Zekerheid zal er waarschijnlijk nooit komen. Daarvoor zijn de belangen in het wielrennen te groot. Zelfs bij de dood van een afgeschreven renner komen schaamteloze machinaties op gang. Oud-renners verwijten de grote bazen dat afgestapte collegas nauwelijks begeleiding krijgen, ploegleiders hekelen de klopjacht van de Italiaanse justitie en de rondebazen doen er vooral het zwijgen toe. Ze roemen Pantani louter als «de laatste grote klimmer». Geen woord over de hulpmiddelen die de renner nodig had om de toppen van Alpe dHuez en Mont Ventoux steeds weer als eerste te bereiken.
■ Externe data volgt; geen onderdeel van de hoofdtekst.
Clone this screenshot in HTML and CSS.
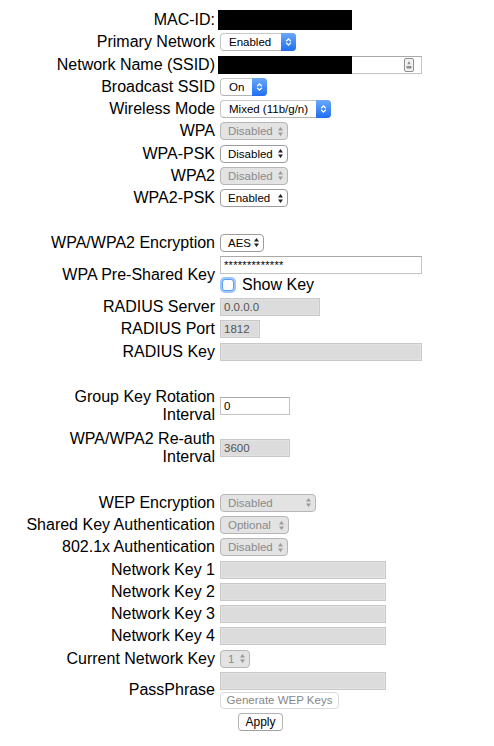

De reacties op de dood van «il pirata» typeren de schizofrenie van de wielersport. Iedereen weet dat die sport zonder doping niet kan voortbestaan. Maar niemand durft dat te erkennen. Natuurlijk reed Marco Pantani niet schoon na acht uur koers met een snelheid van 25 kilometer per uur een berg van de buitencategorie op. Dat is namelijk onmogelijk. Het wielerpubliek kan dat allemaal geen bal schelen. Wielrennen is immers al lang geen eerlijke sport meer: het is entertainment waarin de budgetverschillen tussen de ploegen vaak belangrijker zijn dan de verschillen in trainingskilometers tussen de renners. En entertainment kan niet zonder stimulerende middelen.
Tijdens de wedstrijd wordt niettemin intensief gecontroleerd. Een renner die de controles ongeschonden doorkomt heeft ofwel de rondearts effectief om de tuin geleid ofwel een middel gebruikt dat niet te traceren valt of niet op de zwarte lijst staat. In 1998 moest de ene na de andere ploeg de Tour de France verlaten. Juist toen won Pantani. Op de officiële site van de organisatie van de Tour staat dinsdagmiddag nog geen letter te lezen over de vroeg dode ex-kampioen, die volgens sommigen in 1998 het voortbestaan van het grootste wielerevenement ter wereld redde. Wel staat er een ronkend perscommuniqué, gedateerd 22 januari, waarin dopinggebruik «fermement et totalement» wordt veroordeeld: «Doping spot met de ethische waarden van de sport en die van de Tour de France.» Ferme taal. Met ethische waarden valt inderdaad niet te spotten. Maar wie werd na de besmette ronde van 1998 de grote cashcow van de Tourdirectie? Wie kreeg jaar in, jaar uit ondanks matige prestaties in het voorseizoen toegang tot de koers? Niet Marco Pantani. Wel publiekslieveling Richard Virenque, de Festina-renner met wie alle doping ellende in 1998 begon.